MATERIAL FOR THIS TASK.
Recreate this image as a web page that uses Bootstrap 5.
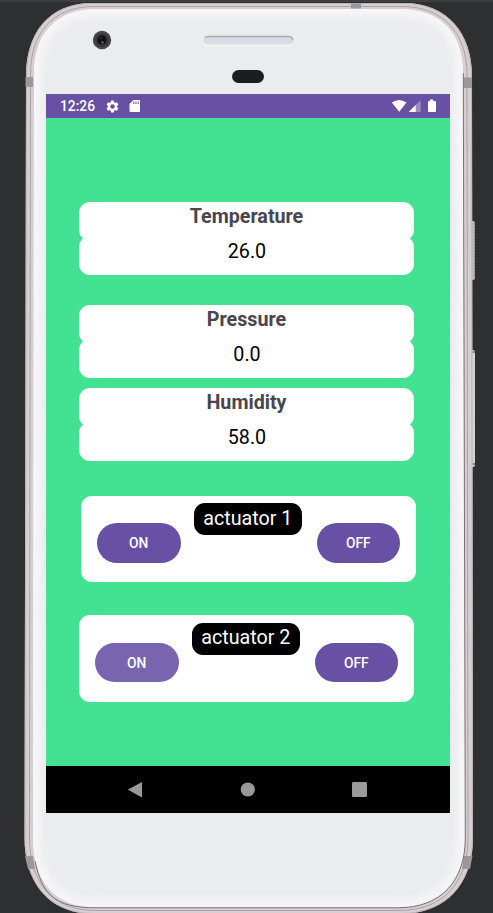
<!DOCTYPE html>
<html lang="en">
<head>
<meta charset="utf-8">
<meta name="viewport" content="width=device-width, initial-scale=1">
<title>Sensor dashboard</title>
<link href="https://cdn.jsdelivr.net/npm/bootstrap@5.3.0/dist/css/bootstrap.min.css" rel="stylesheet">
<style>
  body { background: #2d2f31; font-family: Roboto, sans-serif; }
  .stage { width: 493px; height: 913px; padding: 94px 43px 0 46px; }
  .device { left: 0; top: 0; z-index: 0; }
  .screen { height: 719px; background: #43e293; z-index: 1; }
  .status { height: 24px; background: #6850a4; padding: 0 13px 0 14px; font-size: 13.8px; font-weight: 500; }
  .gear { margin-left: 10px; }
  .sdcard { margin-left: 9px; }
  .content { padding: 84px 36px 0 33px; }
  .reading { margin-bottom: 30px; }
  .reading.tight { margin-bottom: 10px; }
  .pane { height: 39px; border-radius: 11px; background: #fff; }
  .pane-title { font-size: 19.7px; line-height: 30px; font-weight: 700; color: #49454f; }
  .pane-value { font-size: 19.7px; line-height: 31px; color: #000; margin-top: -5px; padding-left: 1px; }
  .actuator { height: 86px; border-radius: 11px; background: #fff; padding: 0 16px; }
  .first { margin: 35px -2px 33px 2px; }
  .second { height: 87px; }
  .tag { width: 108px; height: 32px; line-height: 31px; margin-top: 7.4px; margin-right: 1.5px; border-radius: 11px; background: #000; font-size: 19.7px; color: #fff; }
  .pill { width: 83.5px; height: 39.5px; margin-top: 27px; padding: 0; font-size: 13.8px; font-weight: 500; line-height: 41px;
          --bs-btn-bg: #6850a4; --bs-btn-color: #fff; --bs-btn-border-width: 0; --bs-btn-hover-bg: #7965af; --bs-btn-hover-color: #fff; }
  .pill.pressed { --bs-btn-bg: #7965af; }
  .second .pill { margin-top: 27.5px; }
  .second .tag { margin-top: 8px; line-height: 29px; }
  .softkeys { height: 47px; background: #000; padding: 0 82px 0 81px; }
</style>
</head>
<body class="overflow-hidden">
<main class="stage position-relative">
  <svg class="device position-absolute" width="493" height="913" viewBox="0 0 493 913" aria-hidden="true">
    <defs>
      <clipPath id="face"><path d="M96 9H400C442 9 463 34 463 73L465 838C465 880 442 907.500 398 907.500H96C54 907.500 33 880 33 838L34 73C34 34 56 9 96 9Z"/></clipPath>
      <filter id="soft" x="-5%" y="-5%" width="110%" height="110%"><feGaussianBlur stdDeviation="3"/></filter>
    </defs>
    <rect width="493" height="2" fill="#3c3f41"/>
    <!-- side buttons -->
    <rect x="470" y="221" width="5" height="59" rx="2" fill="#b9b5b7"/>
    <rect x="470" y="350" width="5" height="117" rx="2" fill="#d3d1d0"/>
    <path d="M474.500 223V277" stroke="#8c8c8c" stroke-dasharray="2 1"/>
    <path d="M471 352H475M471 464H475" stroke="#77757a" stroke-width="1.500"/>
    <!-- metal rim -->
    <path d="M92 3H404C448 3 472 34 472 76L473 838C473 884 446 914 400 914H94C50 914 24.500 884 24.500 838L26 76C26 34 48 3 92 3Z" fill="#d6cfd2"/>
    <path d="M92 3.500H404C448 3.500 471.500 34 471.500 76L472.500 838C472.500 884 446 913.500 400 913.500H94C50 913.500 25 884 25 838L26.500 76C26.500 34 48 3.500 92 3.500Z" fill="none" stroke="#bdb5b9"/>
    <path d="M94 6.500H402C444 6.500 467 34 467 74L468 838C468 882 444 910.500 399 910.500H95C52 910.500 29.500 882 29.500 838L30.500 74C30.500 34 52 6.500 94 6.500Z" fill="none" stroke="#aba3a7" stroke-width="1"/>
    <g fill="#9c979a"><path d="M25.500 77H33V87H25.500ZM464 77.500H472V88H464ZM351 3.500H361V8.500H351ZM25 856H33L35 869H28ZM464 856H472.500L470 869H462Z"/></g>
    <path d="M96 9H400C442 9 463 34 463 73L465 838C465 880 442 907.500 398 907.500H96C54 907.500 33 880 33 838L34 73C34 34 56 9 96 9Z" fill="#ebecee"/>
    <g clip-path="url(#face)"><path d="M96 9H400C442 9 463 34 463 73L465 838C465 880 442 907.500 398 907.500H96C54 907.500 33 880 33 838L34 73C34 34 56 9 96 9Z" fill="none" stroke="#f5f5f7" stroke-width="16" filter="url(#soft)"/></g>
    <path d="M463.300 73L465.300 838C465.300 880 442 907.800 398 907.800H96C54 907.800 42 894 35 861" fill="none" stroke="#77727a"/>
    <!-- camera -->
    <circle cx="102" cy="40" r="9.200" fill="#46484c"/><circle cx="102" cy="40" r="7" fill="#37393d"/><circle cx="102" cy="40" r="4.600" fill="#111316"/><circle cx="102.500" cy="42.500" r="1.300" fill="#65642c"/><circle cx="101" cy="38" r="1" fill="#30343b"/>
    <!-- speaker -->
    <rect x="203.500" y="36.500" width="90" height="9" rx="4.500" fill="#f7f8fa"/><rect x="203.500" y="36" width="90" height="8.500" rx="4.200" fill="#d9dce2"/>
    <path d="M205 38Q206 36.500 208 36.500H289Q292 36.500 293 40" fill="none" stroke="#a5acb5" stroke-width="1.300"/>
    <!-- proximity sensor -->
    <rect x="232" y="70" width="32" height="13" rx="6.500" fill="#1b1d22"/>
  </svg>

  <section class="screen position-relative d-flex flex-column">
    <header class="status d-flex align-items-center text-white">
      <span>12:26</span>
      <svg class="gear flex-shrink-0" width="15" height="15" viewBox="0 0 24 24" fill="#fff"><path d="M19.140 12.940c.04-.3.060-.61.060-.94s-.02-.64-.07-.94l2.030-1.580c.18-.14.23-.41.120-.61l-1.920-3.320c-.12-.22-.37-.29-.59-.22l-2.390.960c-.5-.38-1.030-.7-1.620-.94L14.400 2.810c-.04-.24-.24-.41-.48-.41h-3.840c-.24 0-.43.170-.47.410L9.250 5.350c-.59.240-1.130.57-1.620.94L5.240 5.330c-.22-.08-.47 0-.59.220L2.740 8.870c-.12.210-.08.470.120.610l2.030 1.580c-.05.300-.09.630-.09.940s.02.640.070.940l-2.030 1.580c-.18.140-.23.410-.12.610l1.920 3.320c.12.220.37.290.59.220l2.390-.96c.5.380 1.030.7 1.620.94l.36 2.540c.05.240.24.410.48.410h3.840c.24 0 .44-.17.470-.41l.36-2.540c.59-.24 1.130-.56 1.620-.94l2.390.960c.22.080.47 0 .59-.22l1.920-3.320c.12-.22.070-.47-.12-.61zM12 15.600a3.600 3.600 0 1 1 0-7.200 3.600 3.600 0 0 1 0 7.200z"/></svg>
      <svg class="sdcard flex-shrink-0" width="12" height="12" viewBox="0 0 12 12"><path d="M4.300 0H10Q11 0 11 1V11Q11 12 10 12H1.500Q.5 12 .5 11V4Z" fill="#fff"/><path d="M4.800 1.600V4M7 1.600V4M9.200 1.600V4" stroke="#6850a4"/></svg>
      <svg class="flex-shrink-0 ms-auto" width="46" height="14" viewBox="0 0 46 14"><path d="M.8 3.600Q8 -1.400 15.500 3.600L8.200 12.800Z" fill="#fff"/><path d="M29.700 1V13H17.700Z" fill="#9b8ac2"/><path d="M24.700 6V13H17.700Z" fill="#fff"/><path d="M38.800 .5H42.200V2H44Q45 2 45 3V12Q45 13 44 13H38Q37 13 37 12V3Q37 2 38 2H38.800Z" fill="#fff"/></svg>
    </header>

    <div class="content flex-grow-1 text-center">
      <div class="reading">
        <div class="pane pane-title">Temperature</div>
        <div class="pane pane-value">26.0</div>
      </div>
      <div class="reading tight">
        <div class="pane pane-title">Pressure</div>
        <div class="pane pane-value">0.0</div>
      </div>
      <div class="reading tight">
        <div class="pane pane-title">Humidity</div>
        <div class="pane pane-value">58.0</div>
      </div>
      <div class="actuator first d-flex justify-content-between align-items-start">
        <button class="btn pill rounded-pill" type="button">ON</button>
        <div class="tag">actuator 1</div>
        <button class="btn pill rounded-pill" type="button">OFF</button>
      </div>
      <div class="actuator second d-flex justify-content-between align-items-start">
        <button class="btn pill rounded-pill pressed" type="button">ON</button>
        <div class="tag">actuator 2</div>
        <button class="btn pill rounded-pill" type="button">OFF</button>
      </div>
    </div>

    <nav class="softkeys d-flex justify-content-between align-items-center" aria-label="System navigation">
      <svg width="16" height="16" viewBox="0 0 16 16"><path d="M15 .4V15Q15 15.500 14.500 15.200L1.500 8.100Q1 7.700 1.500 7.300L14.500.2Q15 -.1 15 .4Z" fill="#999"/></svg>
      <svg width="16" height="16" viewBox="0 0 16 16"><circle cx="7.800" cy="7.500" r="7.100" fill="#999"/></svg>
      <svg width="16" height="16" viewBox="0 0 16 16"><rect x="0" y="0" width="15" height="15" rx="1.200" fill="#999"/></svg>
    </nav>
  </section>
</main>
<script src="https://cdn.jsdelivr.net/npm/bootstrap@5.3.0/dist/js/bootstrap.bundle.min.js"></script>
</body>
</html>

==

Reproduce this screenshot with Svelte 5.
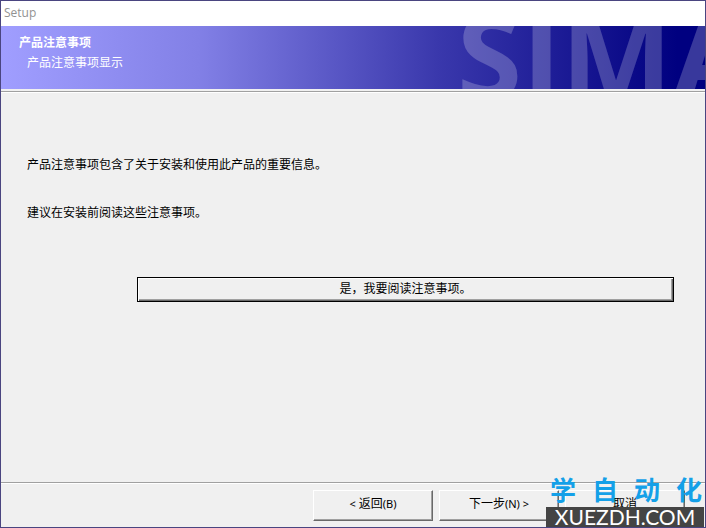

==

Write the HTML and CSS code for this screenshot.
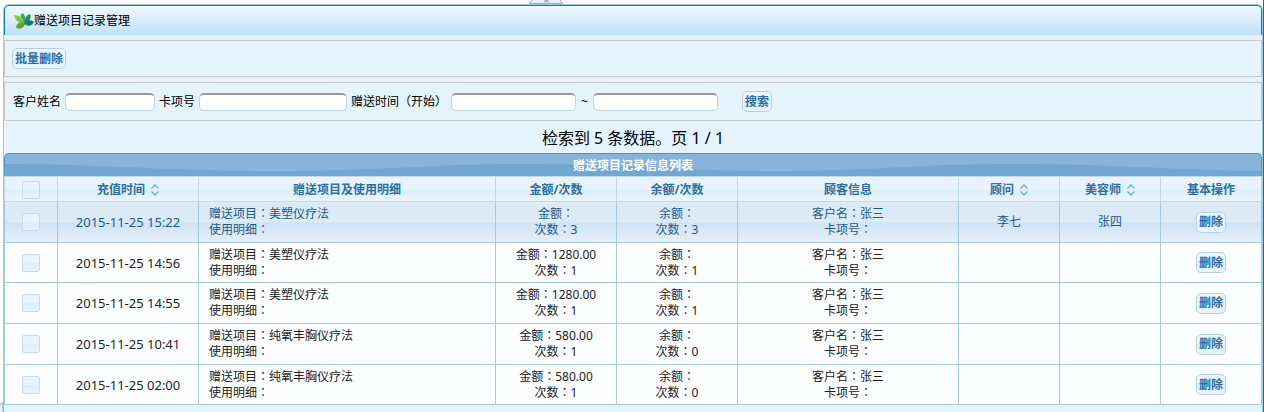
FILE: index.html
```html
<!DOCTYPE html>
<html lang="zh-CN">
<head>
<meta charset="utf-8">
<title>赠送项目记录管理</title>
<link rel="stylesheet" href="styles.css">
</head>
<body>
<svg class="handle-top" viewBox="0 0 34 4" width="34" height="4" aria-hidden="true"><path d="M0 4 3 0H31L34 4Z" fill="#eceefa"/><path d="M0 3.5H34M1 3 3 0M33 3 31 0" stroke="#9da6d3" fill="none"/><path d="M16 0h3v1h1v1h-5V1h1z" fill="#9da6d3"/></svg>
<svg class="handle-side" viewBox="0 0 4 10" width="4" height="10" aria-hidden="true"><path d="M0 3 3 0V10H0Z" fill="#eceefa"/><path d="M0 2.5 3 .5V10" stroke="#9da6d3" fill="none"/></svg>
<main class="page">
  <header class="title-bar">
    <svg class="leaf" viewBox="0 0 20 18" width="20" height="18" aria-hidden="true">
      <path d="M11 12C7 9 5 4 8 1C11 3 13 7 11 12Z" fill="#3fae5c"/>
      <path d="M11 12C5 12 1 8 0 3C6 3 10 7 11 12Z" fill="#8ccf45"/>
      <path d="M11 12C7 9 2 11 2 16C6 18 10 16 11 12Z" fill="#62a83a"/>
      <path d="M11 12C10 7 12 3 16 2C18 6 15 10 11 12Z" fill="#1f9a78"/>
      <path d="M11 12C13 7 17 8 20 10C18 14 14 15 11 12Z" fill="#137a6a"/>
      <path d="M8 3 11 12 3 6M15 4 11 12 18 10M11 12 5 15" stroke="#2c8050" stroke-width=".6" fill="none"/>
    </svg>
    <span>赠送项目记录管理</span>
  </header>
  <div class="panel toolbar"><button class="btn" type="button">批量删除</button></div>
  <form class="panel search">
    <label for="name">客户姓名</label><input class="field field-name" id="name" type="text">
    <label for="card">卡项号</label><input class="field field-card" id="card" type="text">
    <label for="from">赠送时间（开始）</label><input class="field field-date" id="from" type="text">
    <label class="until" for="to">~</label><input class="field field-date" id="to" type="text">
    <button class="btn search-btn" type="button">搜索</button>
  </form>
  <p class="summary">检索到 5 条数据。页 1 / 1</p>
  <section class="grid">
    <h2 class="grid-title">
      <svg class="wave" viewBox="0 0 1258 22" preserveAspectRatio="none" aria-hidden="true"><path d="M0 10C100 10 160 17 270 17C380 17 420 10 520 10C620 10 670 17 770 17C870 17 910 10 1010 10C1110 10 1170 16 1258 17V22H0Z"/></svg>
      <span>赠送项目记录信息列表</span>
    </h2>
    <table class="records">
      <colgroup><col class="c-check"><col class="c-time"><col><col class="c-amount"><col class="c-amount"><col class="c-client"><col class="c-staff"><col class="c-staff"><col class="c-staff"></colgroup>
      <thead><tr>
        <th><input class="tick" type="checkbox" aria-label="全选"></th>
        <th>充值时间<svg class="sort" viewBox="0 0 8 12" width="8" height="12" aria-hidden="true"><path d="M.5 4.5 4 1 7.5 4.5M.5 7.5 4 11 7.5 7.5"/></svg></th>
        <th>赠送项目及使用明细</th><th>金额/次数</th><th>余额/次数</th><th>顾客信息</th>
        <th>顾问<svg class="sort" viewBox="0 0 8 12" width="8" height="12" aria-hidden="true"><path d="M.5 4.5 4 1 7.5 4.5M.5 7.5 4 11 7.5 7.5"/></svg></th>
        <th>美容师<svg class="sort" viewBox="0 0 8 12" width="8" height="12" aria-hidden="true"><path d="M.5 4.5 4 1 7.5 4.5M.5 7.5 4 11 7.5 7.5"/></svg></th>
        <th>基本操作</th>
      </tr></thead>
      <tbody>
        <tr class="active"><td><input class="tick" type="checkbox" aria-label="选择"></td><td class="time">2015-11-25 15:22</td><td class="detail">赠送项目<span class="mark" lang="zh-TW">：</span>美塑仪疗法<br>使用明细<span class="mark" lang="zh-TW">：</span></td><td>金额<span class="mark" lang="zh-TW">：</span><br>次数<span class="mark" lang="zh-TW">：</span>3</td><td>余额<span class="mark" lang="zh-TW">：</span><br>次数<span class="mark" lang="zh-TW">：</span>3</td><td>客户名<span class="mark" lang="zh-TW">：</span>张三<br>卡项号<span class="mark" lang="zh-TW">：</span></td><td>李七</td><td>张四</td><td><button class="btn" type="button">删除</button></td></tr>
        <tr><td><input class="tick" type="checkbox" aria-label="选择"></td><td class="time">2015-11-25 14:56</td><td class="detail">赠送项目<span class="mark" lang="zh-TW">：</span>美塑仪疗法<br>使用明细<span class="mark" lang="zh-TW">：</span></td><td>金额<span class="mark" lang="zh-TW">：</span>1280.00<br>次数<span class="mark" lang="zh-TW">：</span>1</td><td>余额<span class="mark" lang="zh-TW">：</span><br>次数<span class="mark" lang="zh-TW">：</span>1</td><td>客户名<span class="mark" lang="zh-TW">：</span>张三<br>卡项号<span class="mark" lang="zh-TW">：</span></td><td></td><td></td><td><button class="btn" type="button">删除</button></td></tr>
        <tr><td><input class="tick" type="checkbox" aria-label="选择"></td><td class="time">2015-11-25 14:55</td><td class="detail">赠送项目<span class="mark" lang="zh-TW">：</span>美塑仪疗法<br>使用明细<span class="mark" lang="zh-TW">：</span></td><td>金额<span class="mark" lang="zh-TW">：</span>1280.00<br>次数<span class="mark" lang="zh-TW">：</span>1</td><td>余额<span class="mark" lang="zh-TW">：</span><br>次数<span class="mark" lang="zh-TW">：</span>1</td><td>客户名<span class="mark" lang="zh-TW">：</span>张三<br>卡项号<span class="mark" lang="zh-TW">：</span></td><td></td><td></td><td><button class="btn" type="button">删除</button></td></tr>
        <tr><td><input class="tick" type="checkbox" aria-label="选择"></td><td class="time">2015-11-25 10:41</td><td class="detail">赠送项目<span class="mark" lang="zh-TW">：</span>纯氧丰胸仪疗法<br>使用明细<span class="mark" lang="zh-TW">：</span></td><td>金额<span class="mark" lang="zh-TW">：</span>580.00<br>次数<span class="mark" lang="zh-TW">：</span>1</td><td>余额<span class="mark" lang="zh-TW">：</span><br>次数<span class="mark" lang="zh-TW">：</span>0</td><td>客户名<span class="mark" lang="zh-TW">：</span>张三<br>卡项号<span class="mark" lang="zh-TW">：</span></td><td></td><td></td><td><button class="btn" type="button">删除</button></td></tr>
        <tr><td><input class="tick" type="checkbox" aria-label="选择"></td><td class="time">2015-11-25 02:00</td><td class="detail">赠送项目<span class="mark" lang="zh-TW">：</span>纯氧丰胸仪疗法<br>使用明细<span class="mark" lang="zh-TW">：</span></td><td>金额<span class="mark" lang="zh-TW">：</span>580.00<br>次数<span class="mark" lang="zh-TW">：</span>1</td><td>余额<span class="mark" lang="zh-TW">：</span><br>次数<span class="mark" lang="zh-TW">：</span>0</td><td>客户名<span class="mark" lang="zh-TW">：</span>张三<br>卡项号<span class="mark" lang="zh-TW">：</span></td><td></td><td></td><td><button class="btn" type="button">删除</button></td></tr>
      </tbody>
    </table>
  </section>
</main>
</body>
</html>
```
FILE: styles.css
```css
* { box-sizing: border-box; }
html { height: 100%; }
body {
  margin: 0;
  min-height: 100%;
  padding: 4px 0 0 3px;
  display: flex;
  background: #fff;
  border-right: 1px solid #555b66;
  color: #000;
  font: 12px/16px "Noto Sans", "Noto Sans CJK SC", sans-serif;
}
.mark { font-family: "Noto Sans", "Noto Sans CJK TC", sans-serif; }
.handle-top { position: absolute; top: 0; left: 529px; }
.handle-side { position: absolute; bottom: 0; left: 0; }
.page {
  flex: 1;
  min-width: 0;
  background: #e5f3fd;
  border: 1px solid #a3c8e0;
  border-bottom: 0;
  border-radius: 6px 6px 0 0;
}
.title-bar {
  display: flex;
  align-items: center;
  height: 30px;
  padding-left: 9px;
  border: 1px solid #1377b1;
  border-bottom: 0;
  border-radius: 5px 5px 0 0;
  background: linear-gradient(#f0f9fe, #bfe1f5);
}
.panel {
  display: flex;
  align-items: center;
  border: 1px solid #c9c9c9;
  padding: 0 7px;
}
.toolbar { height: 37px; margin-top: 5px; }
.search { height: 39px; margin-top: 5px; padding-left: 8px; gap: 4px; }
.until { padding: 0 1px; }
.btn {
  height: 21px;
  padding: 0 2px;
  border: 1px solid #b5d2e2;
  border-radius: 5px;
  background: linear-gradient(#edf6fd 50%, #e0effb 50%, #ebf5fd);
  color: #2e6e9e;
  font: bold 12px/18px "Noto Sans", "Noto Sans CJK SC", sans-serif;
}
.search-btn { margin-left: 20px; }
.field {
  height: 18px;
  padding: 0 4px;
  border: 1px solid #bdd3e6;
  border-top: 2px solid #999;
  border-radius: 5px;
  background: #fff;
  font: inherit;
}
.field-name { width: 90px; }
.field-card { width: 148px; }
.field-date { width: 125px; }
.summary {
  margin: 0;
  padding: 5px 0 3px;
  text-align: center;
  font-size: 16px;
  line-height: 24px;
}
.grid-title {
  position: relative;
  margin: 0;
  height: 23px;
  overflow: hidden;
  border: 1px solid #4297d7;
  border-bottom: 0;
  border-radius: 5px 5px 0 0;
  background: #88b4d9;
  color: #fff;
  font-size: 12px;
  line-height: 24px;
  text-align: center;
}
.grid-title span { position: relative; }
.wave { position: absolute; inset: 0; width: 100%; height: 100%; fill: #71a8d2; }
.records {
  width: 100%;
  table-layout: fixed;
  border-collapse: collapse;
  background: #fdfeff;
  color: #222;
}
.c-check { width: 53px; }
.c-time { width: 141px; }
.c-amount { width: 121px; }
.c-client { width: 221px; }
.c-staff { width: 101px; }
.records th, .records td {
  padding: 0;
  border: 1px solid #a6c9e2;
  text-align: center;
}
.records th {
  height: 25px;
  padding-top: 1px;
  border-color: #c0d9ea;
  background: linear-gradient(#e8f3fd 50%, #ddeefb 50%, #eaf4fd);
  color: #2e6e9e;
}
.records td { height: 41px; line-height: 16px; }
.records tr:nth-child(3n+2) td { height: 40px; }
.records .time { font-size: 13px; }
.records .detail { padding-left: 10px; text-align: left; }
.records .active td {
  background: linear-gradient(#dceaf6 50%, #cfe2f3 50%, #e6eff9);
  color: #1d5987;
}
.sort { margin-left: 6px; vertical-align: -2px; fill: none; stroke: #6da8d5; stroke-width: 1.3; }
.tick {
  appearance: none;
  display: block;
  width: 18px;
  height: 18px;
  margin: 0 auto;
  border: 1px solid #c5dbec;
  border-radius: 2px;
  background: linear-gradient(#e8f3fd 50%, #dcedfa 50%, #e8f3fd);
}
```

WHAT THE TASK REQUIRES.
Report back each line of the entries that holds the string "page".

THE OUTPUT.
Recreate this image as a web page that uses Bootstrap 5.
<main class="page">
.page {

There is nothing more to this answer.